# Problem requirements
Restate the whole listing word for word. Pictures are left out.

====

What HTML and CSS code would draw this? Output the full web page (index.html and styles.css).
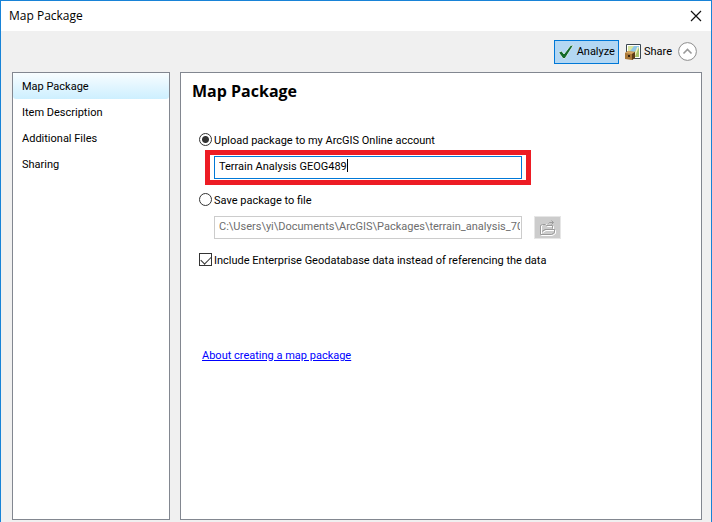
FILE: index.html
```html
<!DOCTYPE html>
<html lang="en">
<head>
<meta charset="utf-8">
<title>Map Package</title>
<link rel="stylesheet" href="styles.css">
</head>
<body>
<div class="window">
  <header class="titlebar">
    <span class="caption">Map Package</span>
    <button class="close" type="button" aria-label="Close">
      <svg width="12" height="12" viewBox="0 0 12 12"><path d="M1 1l10 10M11 1L1 11" fill="none" stroke="#111" stroke-width="1.2"/></svg>
    </button>
  </header>
  <div class="toolbar">
    <button class="tool active" type="button">
      <svg width="16" height="16" viewBox="0 0 16 16"><path d="M.7 8.500l2.800-1.500 2.500 3L12.500 1.500 15.500 1 7 14.500H5z" fill="#146b29" stroke="#e3f0f4" stroke-width=".8"/></svg>
      <span>Analyze</span>
    </button>
    <button class="tool" type="button">
      <svg width="16" height="16" viewBox="0 0 16 16"><path d="M1.500.5h14v14h-14z" fill="#fff" stroke="#3c4852"/><path d="M3 2h11v11H3z" fill="#8fc6e8"/><path d="M3 2h6L6 6 3 8z" fill="#d9e6a0"/><path d="M14 4v9H7l2-5z" fill="#a9c36a"/><path d="M9 13l4-10" stroke="#f6f2c0" stroke-width="1.500"/><path d="M0 9l3-2 7 1v6l-3 2-7-1z" fill="#a87838"/><path d="M0 9l3-2 7 1-3 2z" fill="#d5a561"/><path d="M7 10l3-2v6l-3 2z" fill="#5e3d18"/><path d="M3 11h2v2H3z" fill="#332211"/></svg>
      <span>Share</span>
    </button>
    <button class="collapse" type="button" aria-label="Collapse">
      <svg width="19" height="19" viewBox="0 0 19 19"><circle cx="9.500" cy="9.500" r="8.900" fill="#fff" stroke="#8c8c8c"/><path d="M5.500 11.500l4-4 4 4" fill="none" stroke="#999" stroke-width="1.600"/></svg>
    </button>
  </div>
  <div class="panes">
    <nav class="sidebar">
      <a class="item selected" href="#package">Map Package</a>
      <a class="item" href="#description">Item Description</a>
      <a class="item" href="#files">Additional Files</a>
      <a class="item" href="#sharing">Sharing</a>
    </nav>
    <main class="content">
      <h1>Map Package</h1>
      <label class="option"><input class="radio" type="radio" name="target" checked><span>Upload package to my ArcGIS Online account</span></label>
      <div class="highlight">
        <input class="field focused" type="text" aria-label="Package name" value="Terrain Analysis GEOG489">
        <span class="caret"></span>
      </div>
      <label class="option"><input class="radio" type="radio" name="target"><span>Save package to file</span></label>
      <div class="file">
        <input class="field" type="text" aria-label="Package file" value="C:\Users\yi\Documents\ArcGIS\Packages\terrain_analysis_701" disabled>
        <button class="browse" type="button" aria-label="Browse" disabled>
          <svg width="18" height="18" viewBox="0 0 18 18" fill="none"><path d="M2.500 16.500v-10l2-1h3l1 2h6v3M2.500 16.500h11l3-2v-3H7l-3 2" stroke="#fff"/><path d="M1.500 15.500v-9l2-1h3l1 1h6v3M1.500 15.500h11l3-2v-3H6l-3 2M9.500 4.500l1-1h4M12.500 1.500l2 2-2 2" stroke="#9b9b9b"/></svg>
        </button>
      </div>
      <label class="option"><input class="check" type="checkbox" checked><span>Include Enterprise Geodatabase data instead of referencing the data</span></label>
      <a class="about" href="#about">About creating a map package</a>
    </main>
  </div>
</div>
</body>
</html>
```
FILE: styles.css
```css
* {
  box-sizing: border-box;
}

body {
  margin: 0;
  font: 11px/14px Roboto, sans-serif;
  color: #000;
}

button,
input {
  font: inherit;
  color: inherit;
}

button {
  padding: 0;
  border: 0;
  background: none;
}

svg {
  display: block;
}

.window {
  display: flex;
  flex-direction: column;
  min-height: 100vh;
  padding-bottom: 2px;
  border: 1px solid #1883d7;
  border-bottom: 0;
  background: #f0f0f0;
}

.titlebar {
  display: flex;
  align-items: center;
  justify-content: space-between;
  height: 30px;
  padding: 0 9px 0 8px;
  background: #fff;
}

.caption {
  font: 12px/16px "Open Sans", sans-serif;
}

.toolbar {
  display: flex;
  align-items: center;
  justify-content: flex-end;
  gap: 6px;
  height: 41px;
  padding-right: 14px;
}

.tool {
  display: flex;
  align-items: center;
  gap: 3px;
  height: 24px;
}

.active {
  padding: 0 3px;
  border: 1px solid #0078d7;
  background: #b3d7f3;
}

.panes {
  display: flex;
  flex: 1;
  gap: 10px;
  padding: 0 9px 0 11px;
}

.sidebar,
.content {
  border: 1px solid #828790;
  background: #fff;
}

.sidebar {
  flex: 0 0 158px;
}

.item {
  display: block;
  padding: 7px 9px 5px;
  color: #000;
  text-decoration: none;
}

.selected {
  border-radius: 3px;
  background: linear-gradient(#f8fdff, #cdefff);
}

.content {
  flex: 1;
  min-width: 0;
  padding: 8px 17px;
}

h1 {
  margin: 0 0 29px -6px;
  font: bold 16px/20px "Open Sans", sans-serif;
}

.option {
  display: flex;
  align-items: flex-start;
  gap: 2px;
  height: 20px;
  margin-left: 1px;
  padding-top: 3px;
}

.option span {
  padding-top: 1px;
}

.radio,
.check {
  flex: none;
  appearance: none;
  width: 13px;
  height: 13px;
  margin: 0;
  border: 1px solid #333;
  background: #fff;
}

.radio {
  border-radius: 50%;
}

.radio:checked {
  background: radial-gradient(circle, #333 3px, #fff 4px);
}

.check:checked::before {
  content: "";
  display: block;
  width: 9px;
  height: 5px;
  margin: 2px 1px;
  border: solid #333;
  border-width: 0 0 1px 1px;
  transform: rotate(-45deg);
}

.highlight {
  position: relative;
  display: flex;
  width: 326px;
  max-width: 100%;
  margin: 0 0 5px 7px;
  padding: 1px 4px;
  border: 5px solid #ed1c24;
}

.field {
  flex: 1;
  min-width: 0;
  height: 23px;
  padding: 0 1px 2px 4px;
  border: 1px solid #ccc;
  border-radius: 0;
  background: #fff;
}

.field:disabled {
  color: #6d6d6d;
}

.focused {
  border-color: #0078d7;
}

.caret {
  position: absolute;
  top: 4px;
  left: 137px;
  width: 1px;
  height: 13px;
  background: #000;
}

.file {
  display: flex;
  gap: 12px;
  width: 347px;
  max-width: 100%;
  margin: 6px 0 11px 16px;
}

.browse {
  display: grid;
  place-items: center;
  width: 27px;
  height: 23px;
  border: 1px solid #e6e6e6;
  background: #ccc;
}

.about {
  display: inline-block;
  margin: 79px 0 0 4px;
  color: #00f;
}
```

====

# Solution
What HTML and CSS code would draw this? Output the full web page (index.html and styles.css).
FILE: index.html
```html
<!DOCTYPE html>
<html lang="en">
<head>
<meta charset="utf-8">
<title>Map Package</title>
<link rel="stylesheet" href="styles.css">
</head>
<body>
<div class="window">
  <header class="titlebar">
    <span class="caption">Map Package</span>
    <button class="close" type="button" aria-label="Close">
      <svg width="12" height="12" viewBox="0 0 12 12"><path d="M1 1l10 10M11 1L1 11" fill="none" stroke="#111" stroke-width="1.2"/></svg>
    </button>
  </header>
  <div class="toolbar">
    <button class="tool active" type="button">
      <svg width="16" height="16" viewBox="0 0 16 16"><path d="M.7 8.500l2.800-1.500 2.500 3L12.500 1.500 15.500 1 7 14.500H5z" fill="#146b29" stroke="#e3f0f4" stroke-width=".8"/></svg>
      <span>Analyze</span>
    </button>
    <button class="tool" type="button">
      <svg width="16" height="16" viewBox="0 0 16 16"><path d="M1.500.5h14v14h-14z" fill="#fff" stroke="#3c4852"/><path d="M3 2h11v11H3z" fill="#8fc6e8"/><path d="M3 2h6L6 6 3 8z" fill="#d9e6a0"/><path d="M14 4v9H7l2-5z" fill="#a9c36a"/><path d="M9 13l4-10" stroke="#f6f2c0" stroke-width="1.500"/><path d="M0 9l3-2 7 1v6l-3 2-7-1z" fill="#a87838"/><path d="M0 9l3-2 7 1-3 2z" fill="#d5a561"/><path d="M7 10l3-2v6l-3 2z" fill="#5e3d18"/><path d="M3 11h2v2H3z" fill="#332211"/></svg>
      <span>Share</span>
    </button>
    <button class="collapse" type="button" aria-label="Collapse">
      <svg width="19" height="19" viewBox="0 0 19 19"><circle cx="9.500" cy="9.500" r="8.900" fill="#fff" stroke="#8c8c8c"/><path d="M5.500 11.500l4-4 4 4" fill="none" stroke="#999" stroke-width="1.600"/></svg>
    </button>
  </div>
  <div class="panes">
    <nav class="sidebar">
      <a class="item selected" href="#package">Map Package</a>
      <a class="item" href="#description">Item Description</a>
      <a class="item" href="#files">Additional Files</a>
      <a class="item" href="#sharing">Sharing</a>
    </nav>
    <main class="content">
      <h1>Map Package</h1>
      <label class="option"><input class="radio" type="radio" name="target" checked><span>Upload package to my ArcGIS Online account</span></label>
      <div class="highlight">
        <input class="field focused" type="text" aria-label="Package name" value="Terrain Analysis GEOG489">
        <span class="caret"></span>
      </div>
      <label class="option"><input class="radio" type="radio" name="target"><span>Save package to file</span></label>
      <div class="file">
        <input class="field" type="text" aria-label="Package file" value="C:\Users\yi\Documents\ArcGIS\Packages\terrain_analysis_701" disabled>
        <button class="browse" type="button" aria-label="Browse" disabled>
          <svg width="18" height="18" viewBox="0 0 18 18" fill="none"><path d="M2.500 16.500v-10l2-1h3l1 2h6v3M2.500 16.500h11l3-2v-3H7l-3 2" stroke="#fff"/><path d="M1.500 15.500v-9l2-1h3l1 1h6v3M1.500 15.500h11l3-2v-3H6l-3 2M9.500 4.500l1-1h4M12.500 1.500l2 2-2 2" stroke="#9b9b9b"/></svg>
        </button>
      </div>
      <label class="option"><input class="check" type="checkbox" checked><span>Include Enterprise Geodatabase data instead of referencing the data</span></label>
      <a class="about" href="#about">About creating a map package</a>
    </main>
  </div>
</div>
</body>
</html>
```
FILE: styles.css
```css
* {
  box-sizing: border-box;
}

body {
  margin: 0;
  font: 11px/14px Roboto, sans-serif;
  color: #000;
}

button,
input {
  font: inherit;
  color: inherit;
}

button {
  padding: 0;
  border: 0;
  background: none;
}

svg {
  display: block;
}

.window {
  display: flex;
  flex-direction: column;
  min-height: 100vh;
  padding-bottom: 2px;
  border: 1px solid #1883d7;
  border-bottom: 0;
  background: #f0f0f0;
}

.titlebar {
  display: flex;
  align-items: center;
  justify-content: space-between;
  height: 30px;
  padding: 0 9px 0 8px;
  background: #fff;
}

.caption {
  font: 12px/16px "Open Sans", sans-serif;
}

.toolbar {
  display: flex;
  align-items: center;
  justify-content: flex-end;
  gap: 6px;
  height: 41px;
  padding-right: 14px;
}

.tool {
  display: flex;
  align-items: center;
  gap: 3px;
  height: 24px;
}

.active {
  padding: 0 3px;
  border: 1px solid #0078d7;
  background: #b3d7f3;
}

.panes {
  display: flex;
  flex: 1;
  gap: 10px;
  padding: 0 9px 0 11px;
}

.sidebar,
.content {
  border: 1px solid #828790;
  background: #fff;
}

.sidebar {
  flex: 0 0 158px;
}

.item {
  display: block;
  padding: 7px 9px 5px;
  color: #000;
  text-decoration: none;
}

.selected {
  border-radius: 3px;
  background: linear-gradient(#f8fdff, #cdefff);
}

.content {
  flex: 1;
  min-width: 0;
  padding: 8px 17px;
}

h1 {
  margin: 0 0 29px -6px;
  font: bold 16px/20px "Open Sans", sans-serif;
}

.option {
  display: flex;
  align-items: flex-start;
  gap: 2px;
  height: 20px;
  margin-left: 1px;
  padding-top: 3px;
}

.option span {
  padding-top: 1px;
}

.radio,
.check {
  flex: none;
  appearance: none;
  width: 13px;
  height: 13px;
  margin: 0;
  border: 1px solid #333;
  background: #fff;
}

.radio {
  border-radius: 50%;
}

.radio:checked {
  background: radial-gradient(circle, #333 3px, #fff 4px);
}

.check:checked::before {
  content: "";
  display: block;
  width: 9px;
  height: 5px;
  margin: 2px 1px;
  border: solid #333;
  border-width: 0 0 1px 1px;
  transform: rotate(-45deg);
}

.highlight {
  position: relative;
  display: flex;
  width: 326px;
  max-width: 100%;
  margin: 0 0 5px 7px;
  padding: 1px 4px;
  border: 5px solid #ed1c24;
}

.field {
  flex: 1;
  min-width: 0;
  height: 23px;
  padding: 0 1px 2px 4px;
  border: 1px solid #ccc;
  border-radius: 0;
  background: #fff;
}

.field:disabled {
  color: #6d6d6d;
}

.focused {
  border-color: #0078d7;
}

.caret {
  position: absolute;
  top: 4px;
  left: 137px;
  width: 1px;
  height: 13px;
  background: #000;
}

.file {
  display: flex;
  gap: 12px;
  width: 347px;
  max-width: 100%;
  margin: 6px 0 11px 16px;
}

.browse {
  display: grid;
  place-items: center;
  width: 27px;
  height: 23px;
  border: 1px solid #e6e6e6;
  background: #ccc;
}

.about {
  display: inline-block;
  margin: 79px 0 0 4px;
  color: #00f;
}
```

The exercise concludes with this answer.